Think about it. How often we utter a casual “bye” to our children, our fingers and minds occupied with an all-too-important text message?

Do we take a precious moment to look into our partner’s eyes and speak the words “I love you” with true feeling as they’re leaving for work? Or, has it become one more perfunctory habit, as mundane and monotonous as teeth-brushing?

A goodbye is a luxury. Not all of us get to say it. It is the quality of the goodbyes they said that those Connecticut parents will obsess over now. Not whether their child’s homework was all done or their clothes color-coordinated.

So, if there’s one lesson we can walk away with, I invite you to consider this one. Never, ever take your loved ones for granted. Don’t delude yourself that they’re going to be around forever…or you. Value the moments. Cherish what’s right here, right now. Don’t put off that call you need to make today. Write that long-overdue email/letter so someone can read your words before it’s too late.

When all is said and done, that is all that really matters. It is all that ever has.

Make a change now. If you’re holding onto a grudge, let it go. Make up. Forgive. Tell the truth. Own up. Embrace the people you care about.

Choose peace over being right. Choose to stay connected instead of isolating yourself. Reach out. Love. Care and share.

Why me? We don’t know. Death comes when it does. It doesn’t always arrive with a warning. Don’t let the forgotten goodbye or apology be the regret you live with.

You may also like this post.

Visit www.umagirish.com for a copy of my book Understanding Death: 10 Ways to Inner Peace for the Grieving which gives you more tools to make peace with the agony that accompanies the passing of a loved one.

8 Comments

  1. vidu on December 16, 2012 at 7:25 am

    So true, Ums! Had tears in my eyes when I read this! Very touching!

  2. umagirish on December 16, 2012 at 3:31 pm

    The whole nation is weeping for those poor kids and the brave adults who sacrificed their lives. But through those tears we must search for a deeper truth.

  3. Ivy Nayak on December 17, 2012 at 5:28 am

    Very nice article Uma. It is true that we need to live each day as if its the last one. Cherish every moment and value the relationships we have. Often we leave the important things to be done at a later date and get caught up with what’s really not important. We then have a life time of regrets to live with.

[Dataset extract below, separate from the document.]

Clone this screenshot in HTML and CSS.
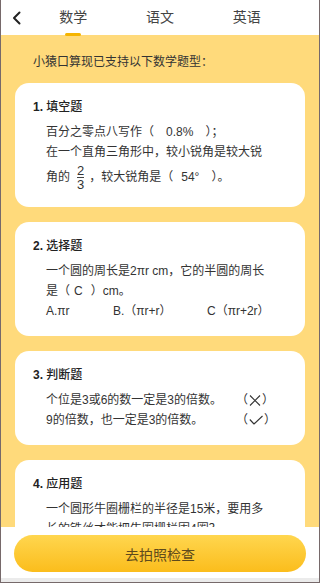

    • umagirish on December 17, 2012 at 2:33 pm

      That’s exacty right, Ivy. Most of us obsess with what we wouldn’t bother about at all if we knew how much time we really had. We would then focus on what is truly important…and in the end, it always comes to human relationships and Love. Knowing that we loved well is knowing that we lived well.

  4. Shilpa on December 18, 2012 at 3:23 pm

    Very well written, the words just seem to pour straight from the heart and that is the reason it reaches and touches others too! Kudos to your literary skills! It was indeed a good write up and as I have mentioned to Vidu, I shall be following your blog, henceforth!

    Life and death, sides of the same coin; but ask a person who is alive, as to what it means to him/her to have lost a beloved one! The senseless act of one man, deprived so many of the very people around whom their world revolved! As mentioned by you..there may have been so many things, the people they left behind, may be wondering and thinking and wishing, that had they the chance, they would have said their last goodbye, or indeed paid heed to what their child may have said or done or things they wished they had!!

    • umagirish on December 18, 2012 at 3:53 pm

      Thanks, Shilpa, for your kind words. Death is hard, no matter what guise it arrives in. But when our loved ones are so heinously plucked from our midst, the pain is especially raw. Pray for the spirits that are gone from this planet and reach out to someone who is still here…before its too late.

      • Shilpa on December 18, 2012 at 3:56 pm

        Completely in agreement to what you say..I am doing the very thing you have mentioned..pray! I will continue doing so! You keep the words flowing! You have one person for sure, who will be following your posts! 🙂

        • umagirish on December 18, 2012 at 3:58 pm

          Love your enthusiastic support 🙂 Thanks, always!